As Niles and Frasier try to start brainstorming ideas, they immediately begin poking holes in each other’s theories and ideas, “Author, Author” pushes anything even remotely resembling a subplot to really hone down on the Crane brothers and some of the jealousies they still harbor for each other. Eventually, as their dichotomy drives them to a drinking bout in a hotel room, Niles reveals he’s always felt a bit in Frasier’s shadow – and Frasier, of course, drops the iconic “You stole my mommy!” line to really nail home his character’s long-established Freudian underpinnings (in contrasts to Niles’s more Jung-ian mindset, a reference I’m making one episode too early to make sense).
While Frasier doesn’t have anything new to say about how messy sibling relationships can be in adulthood, “Author, Author” does a solid job of amplifying the minor conflicts into something that encapsulates all of the personas Frasier’s embodied in its first season. There’s a sprinkle of philosophical debate, a great Marty anecdote (more on that in a minute), sharp punchlines and a healthy dash of physical humor; though the professional dynamic between Frasier and Niles would take on its own life and personality in later seasons, its first offering is perhaps its most balanced, balancing hilarious moments like Niles’s “radio voice” and their drunken wrestling match, with more carefully constructed moments like their shared spark of inspiration early on, or the episode’s undeniably heartwarming conclusion.
Oh, how I love the episode’s final scene: “Author, Author” cuts away from Frasier and Niles choking each other on the hotel bed (Niles: “I’m having a flashback of you coming into my crib and jumping on me!”) back to Frasier’s apartment, where Marty steps in to put the brewing conflict to rest. He regales them with a story of a partner he once had a fight with, who requested a transfer and later died before the two could reconcile. Slapstick gives way to somber as the brothers recognize each other’s traits and accomplishments, and they reach a tenuous peace as the episode closes – that is, until Marty reveals to Daphne his story was total crap, of course, sealing the episode with a reminder that the smartest Crane in the family is still Marty.
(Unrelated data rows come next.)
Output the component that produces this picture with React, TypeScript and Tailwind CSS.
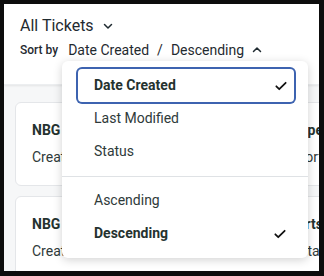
import React from 'react';

const Check = () => (
  <svg width="14" height="14" viewBox="0 0 24 24" fill="none" stroke="#111" strokeWidth="3" strokeLinecap="round" strokeLinejoin="round">
    <path d="M4 12.5l5 5L20 6.5" />
  </svg>
);

const Chevron = ({ up }: { up?: boolean }) => (
  <svg width="12" height="12" viewBox="0 0 24 24" fill="none" stroke="#1f2a30" strokeWidth="3" strokeLinecap="round" strokeLinejoin="round">
    <path d={up ? 'M5 15l7-7 7 7' : 'M5 9l7 7 7-7'} />
  </svg>
);

const TicketCard = ({ right1, right2 }: { right1: string; right2: string }) => (
  <div className="w-[325px] h-[84px] shrink-0 bg-white border border-[#e4e6e9] rounded-md px-4 pt-[15px] flex flex-col gap-[5px]">
    <div className="flex justify-between text-[14px] font-bold text-[#25322f] leading-[24px]">
      <span>NBG</span>
      <span>{right1}</span>
    </div>
    <div className="flex justify-between text-[14px] text-[#2f3a3a] leading-[20px]">
      <span>Created</span>
      <span>{right2}</span>
    </div>
  </div>
);

const SortMenu = () => (
  <div className="absolute left-[58px] top-[57px] w-[246px] h-[197px] bg-white rounded-md shadow-[0_2px_10px_rgba(0,0,0,0.18)] pt-[8px] text-[14px] text-[#2f3a3a]">
    <div className="ml-[16px] mr-[14px] h-[33px] flex items-center justify-between pl-4 pr-[6px] rounded-[4px] shadow-[0_0_0_2px_#3d63b0] font-bold text-[#25322f]">
      <span>Date Created</span>
      <Check />
    </div>
    <div className="ml-[16px] mr-[14px] h-[33px] flex items-center pl-4">Last Modified</div>
    <div className="ml-[16px] mr-[14px] h-[33px] flex items-center pl-4">Status</div>
    <div className="mt-[8px] mb-[7px] h-px bg-[#dfe2e5]" />
    <div className="ml-[16px] mr-[14px] h-[33px] flex items-center pl-4">Ascending</div>
    <div className="ml-[16px] mr-[14px] h-[33px] flex items-center justify-between pl-4 pr-[7px] font-bold text-[#25322f]">
      <span>Descending</span>
      <Check />
    </div>
  </div>
);

export default function App() {
  return (
    <div className="w-[324px] h-[276px] bg-[#0d0d0d] pl-[4px] pt-[4px]" style={{ fontFamily: 'Roboto, "Liberation Sans", sans-serif' }}>
      <div className="relative w-[315px] h-[267px] bg-[#f6f7f8] overflow-hidden">
        {/* header */}
        <div className="h-[81px] bg-white shadow-[0_1px_2px_rgba(0,0,0,0.08)] border-b border-[#eceef0] px-4 pt-[11px]">
          <div className="flex items-center gap-[8px] text-[16px] text-[#1f2a30] leading-[22px]">
            <span>All Tickets</span>
            <Chevron />
          </div>
          <div className="flex items-center mt-[2px] h-[22px] text-[#1f2a30]">
            <span className="text-[12px] font-medium mr-[10px]">Sort by</span>
            <span className="text-[14px]">Date Created</span>
            <span className="text-[14px] mx-[8px]">/</span>
            <span className="text-[14px]">Descending</span>
            <span className="ml-[7px]"><Chevron up /></span>
          </div>
        </div>
        {/* tickets */}
        <div className="flex flex-col gap-[10px] pl-[11px] pt-[17px]">
          <TicketCard right1="Type" right2="Support" />
          <TicketCard right1="Reports" right2="Portal" />
        </div>
        <SortMenu />
      </div>
    </div>
  );
}
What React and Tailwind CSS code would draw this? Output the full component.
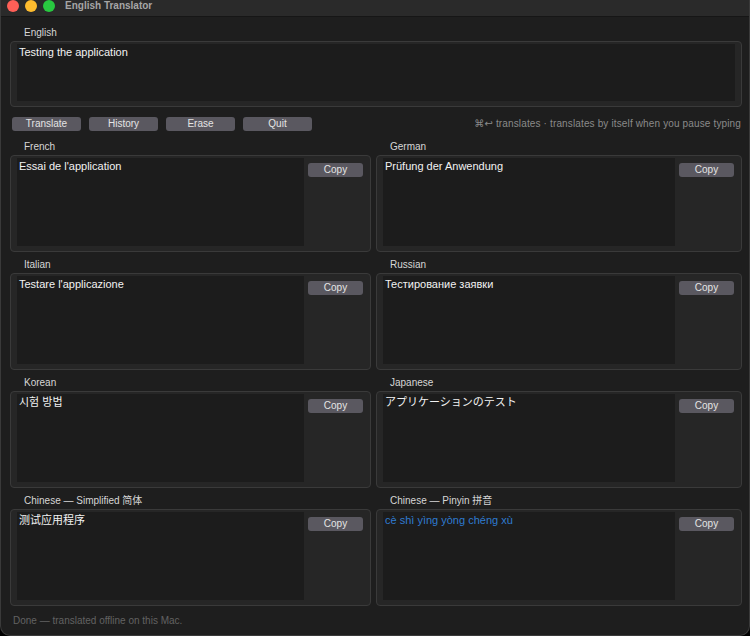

That final moment is so subtle, so easy to miss, but it’s an important moment in returning the focus to the bond between generational triad of the Crane family, and how strong it remains, even after decades of bickering. When three very different people are able to find a tenuous, loving peace between them, it is to be maintained at all costs; making the moral price of an occasional white lie from Marty more than worth it to maintain some semblance of family peace (also, his lack of hesitation to use this tactic suggests it isn’t the first time, which I love).
That strong sense of family is fundamental to Frasier as a show (even as it branches out beyond the Crane family in later seasons), and one that drives the resolution of a very entertaining episode in heartening fashion. It does so by not lingering on Frasier and Niles’s make-nice, resolving the story around Niles’s still undelivered book draft – we end on a smirking Marty getting smacked with a kitchen towel, which is about a perfect an ending to a Frasier episode could one hope for. After a lot of floundering in recent weeks, Frasier‘s quickly recentered itself on its strongest elements; and though we’d certainly get more hilarious adventures in Niles and Frasier’s shared adventures, the incredibly light touch of the ending to “Author, Author” will always make this episode stand slightly apart from its many counterparts to follow.
- “We’re not pugilists, we’re psychiatrists!”
- Frasier pouring a shot into his mouth upside down with Niles in the foreground is one of Frasier‘s finest cinematic moments. What a shot.
- It’s less a part of the series as it would continue, but Roz’s early disdain for Niles is something I always enjoy.
- Publishing executive Sam Tanaka is memorably played by Mako, who would later provide his iconic voice to the roles of Aku on Samurai Jack and as Iroh in Avatar: The Last Airbender (which… my god, what an incredible performance).
- Niles in suspenders: always hilarious.
- Ahh, laptops in 1994. That image pairs well with the VCR camcorder we saw in “Travels with Martin.”
- Another sign it’s 1994: Sam uses a pay phone to make a business call. A pay phone!
- “Niles, I would shave my head for you.” “A gesture that grows less significant with each passing year.”